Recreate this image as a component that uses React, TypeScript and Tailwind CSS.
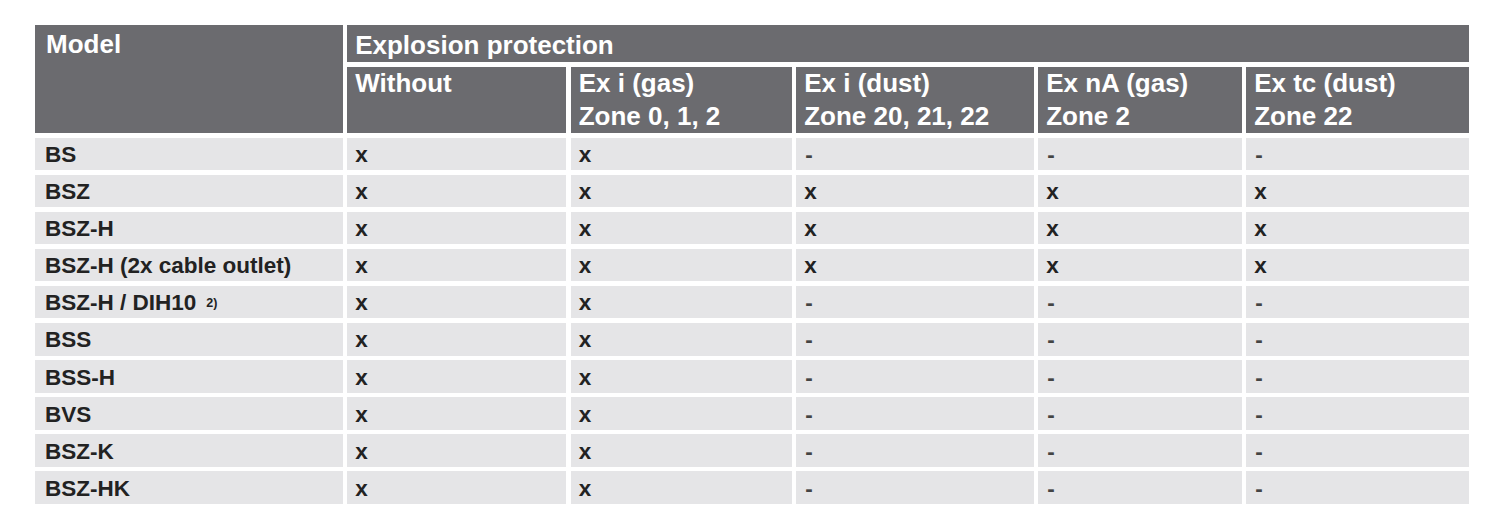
const rows: { model: string; sup?: string; vals: string[] }[] = [
  { model: "BS", vals: ["x", "x", "-", "-", "-"] },
  { model: "BSZ", vals: ["x", "x", "x", "x", "x"] },
  { model: "BSZ-H", vals: ["x", "x", "x", "x", "x"] },
  { model: "BSZ-H (2x cable outlet)", vals: ["x", "x", "x", "x", "x"] },
  { model: "BSZ-H / DIH10", sup: "2)", vals: ["x", "x", "-", "-", "-"] },
  { model: "BSS", vals: ["x", "x", "-", "-", "-"] },
  { model: "BSS-H", vals: ["x", "x", "-", "-", "-"] },
  { model: "BVS", vals: ["x", "x", "-", "-", "-"] },
  { model: "BSZ-K", vals: ["x", "x", "-", "-", "-"] },
  { model: "BSZ-HK", vals: ["x", "x", "-", "-", "-"] },
];

const subHeads = [
  ["Without"],
  ["Ex i (gas)", "Zone 0, 1, 2"],
  ["Ex i (dust)", "Zone 20, 21, 22"],
  ["Ex nA (gas)", "Zone 2"],
  ["Ex tc (dust)", "Zone 22"],
];

export default function App() {
  return (
    <main className="w-[1500px] h-[532px] bg-white pt-[25px] pl-[35px] font-[family-name:'Liberation_Sans',Arial,sans-serif]">
      <div className="grid grid-cols-[307.7px_219px_221px_237.5px_203.5px_223.1px] grid-rows-[37px_66.5px_repeat(10,32.6px)] gap-[4.5px] w-fit">
        {/* header */}
        <div className="row-span-2 bg-[#6b6b6f] text-white font-bold text-[26px] leading-[33px] pt-[3px] pl-[11px]">
          Model
        </div>
        <div className="col-span-5 bg-[#6b6b6f] text-white font-bold text-[26px] leading-[33px] pt-[4px] pl-[8px]">
          Explosion protection
        </div>
        {subHeads.map((lines, i) => (
          <div key={i} className="bg-[#6b6b6f] text-white font-bold text-[26px] leading-[33px] pl-[8px]">
            {lines.map((l) => (
              <div key={l}>{l}</div>
            ))}
          </div>
        ))}

        {/* body */}
        {rows.map((r) => (
          <>
            <div key={r.model} className="bg-[#e5e5e7] text-[#222] font-bold text-[22.5px] leading-[32.6px] pt-[1.5px] pl-[10px] whitespace-nowrap">
              {r.model}
              {r.sup && <sup className="text-[12.5px] ml-[10px] relative top-[-3px]">{r.sup}</sup>}
            </div>
            {r.vals.map((v, j) => (
              <div
                key={r.model + j}
                className={
                  v === "x"
                    ? "bg-[#e5e5e7] text-[#222] font-bold text-[22.5px] leading-[32.6px] pt-[1.5px] pl-[8px]"
                    : "bg-[#e5e5e7] text-[#444] font-bold text-[22.5px] leading-[32.6px] pt-[1.5px] pl-[9px]"
                }
              >
                {v}
              </div>
            ))}
          </>
        ))}
      </div>
    </main>
  );
}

::::::::

Prompt: Write out each line of the data exactly; the images should be left out.

Exercise result:
Recreate this image as a component that uses React, TypeScript and Tailwind CSS.
const rows: { model: string; sup?: string; vals: string[] }[] = [
  { model: "BS", vals: ["x", "x", "-", "-", "-"] },
  { model: "BSZ", vals: ["x", "x", "x", "x", "x"] },
  { model: "BSZ-H", vals: ["x", "x", "x", "x", "x"] },
  { model: "BSZ-H (2x cable outlet)", vals: ["x", "x", "x", "x", "x"] },
  { model: "BSZ-H / DIH10", sup: "2)", vals: ["x", "x", "-", "-", "-"] },
  { model: "BSS", vals: ["x", "x", "-", "-", "-"] },
  { model: "BSS-H", vals: ["x", "x", "-", "-", "-"] },
  { model: "BVS", vals: ["x", "x", "-", "-", "-"] },
  { model: "BSZ-K", vals: ["x", "x", "-", "-", "-"] },
  { model: "BSZ-HK", vals: ["x", "x", "-", "-", "-"] },
];

const subHeads = [
  ["Without"],
  ["Ex i (gas)", "Zone 0, 1, 2"],
  ["Ex i (dust)", "Zone 20, 21, 22"],
  ["Ex nA (gas)", "Zone 2"],
  ["Ex tc (dust)", "Zone 22"],
];

export default function App() {
  return (
    <main className="w-[1500px] h-[532px] bg-white pt-[25px] pl-[35px] font-[family-name:'Liberation_Sans',Arial,sans-serif]">
      <div className="grid grid-cols-[307.7px_219px_221px_237.5px_203.5px_223.1px] grid-rows-[37px_66.5px_repeat(10,32.6px)] gap-[4.5px] w-fit">
        {/* header */}
        <div className="row-span-2 bg-[#6b6b6f] text-white font-bold text-[26px] leading-[33px] pt-[3px] pl-[11px]">
          Model
        </div>
        <div className="col-span-5 bg-[#6b6b6f] text-white font-bold text-[26px] leading-[33px] pt-[4px] pl-[8px]">
          Explosion protection
        </div>
        {subHeads.map((lines, i) => (
          <div key={i} className="bg-[#6b6b6f] text-white font-bold text-[26px] leading-[33px] pl-[8px]">
            {lines.map((l) => (
              <div key={l}>{l}</div>
            ))}
          </div>
        ))}

        {/* body */}
        {rows.map((r) => (
          <>
            <div key={r.model} className="bg-[#e5e5e7] text-[#222] font-bold text-[22.5px] leading-[32.6px] pt-[1.5px] pl-[10px] whitespace-nowrap">
              {r.model}
              {r.sup && <sup className="text-[12.5px] ml-[10px] relative top-[-3px]">{r.sup}</sup>}
            </div>
            {r.vals.map((v, j) => (
              <div
                key={r.model + j}
                className={
                  v === "x"
                    ? "bg-[#e5e5e7] text-[#222] font-bold text-[22.5px] leading-[32.6px] pt-[1.5px] pl-[8px]"
                    : "bg-[#e5e5e7] text-[#444] font-bold text-[22.5px] leading-[32.6px] pt-[1.5px] pl-[9px]"
                }
              >
                {v}
              </div>
            ))}
          </>
        ))}
      </div>
    </main>
  );
}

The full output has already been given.